Quando ela começa a limpar a casa, chegando a limpar as janelas com uma lâmina de barbear, ela está mostrando que quer se recuperar. E note o seguinte: logo depois da cena em que ela deita na cama com a roupa suja de sangue se entregando a culpa, voltamos pra atualidade, e a vemos limpando o vermelho da casa, logo em seguida ela passa as camisetas de Kevin, ela então abre a cômoda, e vemos uma camisa vermelha, que ela cobre com uma das camisetas brancas, com detalhes em vermelho que ela acabou de passar, ela então fecha a cômoda que é branca. É como se ela tivesse dizendo pra culpa, que ela vai seguir em frente, não vai deixar que ela a consuma mais. Nesse momento, ela sai de casa e vai visitar o filho, e pela primeira vez vemos uma cena sem elementos vermelhos. Quando finalmente ela consegue conversar com ele, e ele tem um resquício de humanidade e a abraça chorando, somo cortados para fora em uma placa branca escrito EXIT (Saída) em vermelho. Naquele momento vemos no rosto dela a sensação de alívio, e os detalhes vermelhos no corredor vai ficando pra trás, cada vez mais desfocados, a câmera então mostra a saída, uma parede branca, que quase ofusca a visão. É como se Eva tivesse finalmente se livrado da culpa, e agora ela vai conseguir viver. Esse final emblemático, mostra que Eva deixou tudo pra trás e quer recomeçar sem se afetar pelo passado.

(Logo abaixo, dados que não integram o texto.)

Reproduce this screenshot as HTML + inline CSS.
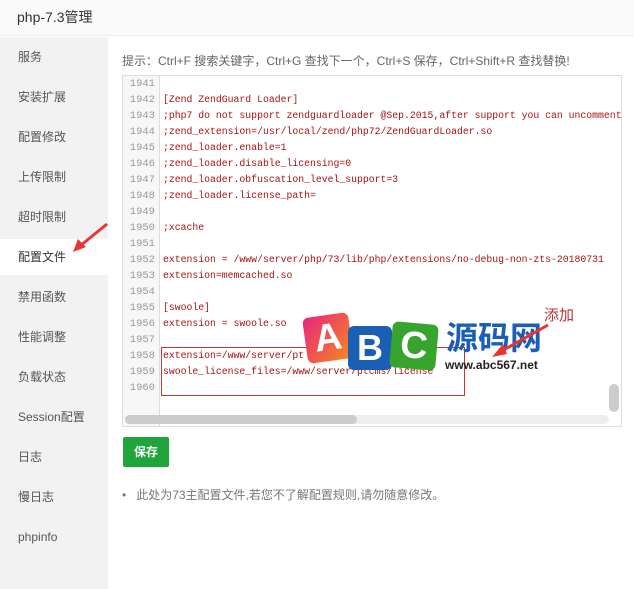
<!DOCTYPE html><html><head><meta charset="utf-8"><style>
body{margin:0;width:634px;height:589px;background:#fff;font-family:"Liberation Sans","Noto Sans CJK SC",sans-serif;overflow:hidden;position:relative}
.hd{position:absolute;left:0;top:0;width:634px;height:36px;background:#fafafa;border-bottom:1px solid #eee;font-size:14px;color:#333;line-height:34px;padding-left:17px;box-sizing:border-box}
.sb{position:absolute;left:0;top:37px;width:108px;height:552px;background:#f2f2f2}
.sb div{position:absolute;left:0;width:108px;height:36px;line-height:36px;padding-left:18px;font-size:12px;color:#555;box-sizing:border-box}
.sb .on{background:#fff;color:#333}
.tip{position:absolute;left:122px;top:52px;font-size:12px;color:#666}
.ed{position:absolute;left:122px;top:75px;width:500px;height:352px;border:1px solid #ddd;box-sizing:border-box;background:#fff;overflow:hidden}
.gut{position:absolute;left:0;top:0;width:36px;height:100%;background:#f7f7f7;border-right:1px solid #ddd}
.ln{position:absolute;left:0;font-family:"Liberation Mono",monospace;font-size:10.5px;color:#999;width:32px;text-align:right}
.cd{position:absolute;left:40px;font-family:"Liberation Mono",monospace;font-size:9.8px;color:#a11;white-space:nowrap}
.hs{position:absolute;left:2px;bottom:2px;width:484px;height:9px;background:#eee;border-radius:5px}
.hs i{position:absolute;left:0;top:0;width:232px;height:9px;background:#ccc;border-radius:5px}
.vs{position:absolute;right:2px;top:308px;width:10px;height:28px;background:#ccc;border-radius:5px}
.btn{position:absolute;left:123px;top:437px;width:46px;height:30px;background:#20a53a;border-radius:2px;color:#fff;font-size:12px;font-weight:bold;text-align:center;line-height:30px}
.note{position:absolute;left:122px;top:486px;font-size:12px;color:#777}
</style></head><body>
<div class="hd">php-7.3管理</div>
<div class="sb">
<div style="top:2px">服务</div><div style="top:42px">安装扩展</div><div style="top:82px">配置修改</div><div style="top:122px">上传限制</div><div style="top:162px">超时限制</div><div class="on" style="top:202px">配置文件</div><div style="top:242px">禁用函数</div><div style="top:282px">性能调整</div><div style="top:322px">负载状态</div><div style="top:362px">Session配置</div><div style="top:402px">日志</div><div style="top:442px">慢日志</div><div style="top:482px">phpinfo</div>
</div>
<div class="tip">提示：Ctrl+F 搜索关键字，Ctrl+G 查找下一个，Ctrl+S 保存，Ctrl+Shift+R 查找替换!</div>
<div class="ed"><div class="gut"></div>
<div class="ln" style="top:2px">1941</div><div class="ln" style="top:18px">1942</div><div class="ln" style="top:34px">1943</div><div class="ln" style="top:50px">1944</div><div class="ln" style="top:66px">1945</div><div class="ln" style="top:82px">1946</div><div class="ln" style="top:98px">1947</div><div class="ln" style="top:114px">1948</div><div class="ln" style="top:130px">1949</div><div class="ln" style="top:146px">1950</div><div class="ln" style="top:162px">1951</div><div class="ln" style="top:178px">1952</div><div class="ln" style="top:194px">1953</div><div class="ln" style="top:210px">1954</div><div class="ln" style="top:226px">1955</div><div class="ln" style="top:242px">1956</div><div class="ln" style="top:258px">1957</div><div class="ln" style="top:274px">1958</div><div class="ln" style="top:290px">1959</div><div class="ln" style="top:306px">1960</div>
<div class="cd" style="top:18px">[Zend ZendGuard Loader]</div>
<div class="cd" style="top:34px">;php7 do not support zendguardloader @Sep.2015,after support you can uncomment</div>
<div class="cd" style="top:50px">;zend_extension=/usr/local/zend/php72/ZendGuardLoader.so</div>
<div class="cd" style="top:66px">;zend_loader.enable=1</div>
<div class="cd" style="top:82px">;zend_loader.disable_licensing=0</div>
<div class="cd" style="top:98px">;zend_loader.obfuscation_level_support=3</div>
<div class="cd" style="top:114px">;zend_loader.license_path=</div>
<div class="cd" style="top:146px">;xcache</div>
<div class="cd" style="top:178px">extension = /www/server/php/73/lib/php/extensions/no-debug-non-zts-20180731</div>
<div class="cd" style="top:194px">extension=memcached.so</div>
<div class="cd" style="top:226px">[swoole]</div>
<div class="cd" style="top:242px">extension = swoole.so</div>
<div class="cd" style="top:274px">extension=/www/server/pt</div>
<div class="cd" style="top:290px">swoole_license_files=/www/server/ptcms/license</div>
<div style="position:absolute;left:38px;top:271px;width:302px;height:47px;border:1px solid #c33"></div>
<div class="hs"><i></i></div><div class="vs"></div>
</div>
<div style="position:absolute;left:305px;top:315px;width:46px;height:46px;background:linear-gradient(135deg,#e8257a,#f78a1e);border-radius:6px;transform:rotate(-8deg);color:#fff;font:bold 38px 'Liberation Sans';text-align:center;line-height:46px">A</div>
<div style="position:absolute;left:348px;top:326px;width:44px;height:44px;background:#1a5fb4;border-radius:6px;color:#fff;font:bold 36px 'Liberation Sans';text-align:center;line-height:44px">B</div>
<div style="position:absolute;left:391px;top:323px;width:46px;height:46px;background:#37a52d;border-radius:6px;transform:rotate(5deg);color:#fff;font:bold 38px 'Liberation Sans';text-align:center;line-height:46px">C</div>
<div style="position:absolute;left:446px;top:318px;font:bold 32px 'Noto Sans CJK SC',sans-serif;color:#1a5fb4;line-height:36px">源码网</div>
<div style="position:absolute;left:445px;top:358px;font:bold 12px 'Liberation Sans';color:#222">www.abc567.net</div>
<div style="position:absolute;left:544px;top:304px;font-size:15px;color:#b33">添加</div>
<svg style="position:absolute;left:0;top:0" width="634" height="589"><path d="M548 325 L500 352" stroke="#e33" stroke-width="3"/><path d="M492 357 L503 344 L507 354Z" fill="#e33"/><path d="M107 224 L80 246" stroke="#e33" stroke-width="3"/><path d="M73 252 L78 239 L86 247Z" fill="#e33"/></svg>
<div class="btn">保存</div>
<div class="note">•&nbsp;&nbsp;&nbsp;此处为73主配置文件,若您不了解配置规则,请勿随意修改。</div>
</body></html>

Precisamos Falar Sobre Kevin é realmente um filme sensacional. A forma como a diretora construiu a história, usando o vermelho como metáfora para culpa é explícita, mas funciona. Mas um dos grandes méritos desse filme, que além de roteiro, fotografia, direção de arte, som e atuações extraordinárias, nos leva a pensar e tirar nossas próprias conclusões sobre o que acabamos de ver.

É interessante e assustador ver como tudo chegou aquilo. O fato que desde o primeiro momento da gravidez, Eva parece não estar feliz, e quando o bebê nasce, ele já nasce com as consequências do seu desprezo na gravidez. Mas o que mais chama a atenção, é a passividade do pai. Ele não dá atenção ao que Eva diz e por isso tudo chega a um fim trágico para todos, e principalmente para vítimas inocentes. Se ele tivesse ouvido Eva quando ela disse Precisamos Falar Sobre Kevin, se ela tivesse insistido nisso, se tivessem procurado ajuda, tudo seria diferente. O pior é saber que isso acontece na realidade. Quantos Kevins não existem? Se os pais parassem e falassem mais vezes Precisamos Falar Sobre Kevin, muita coisa seria diferente.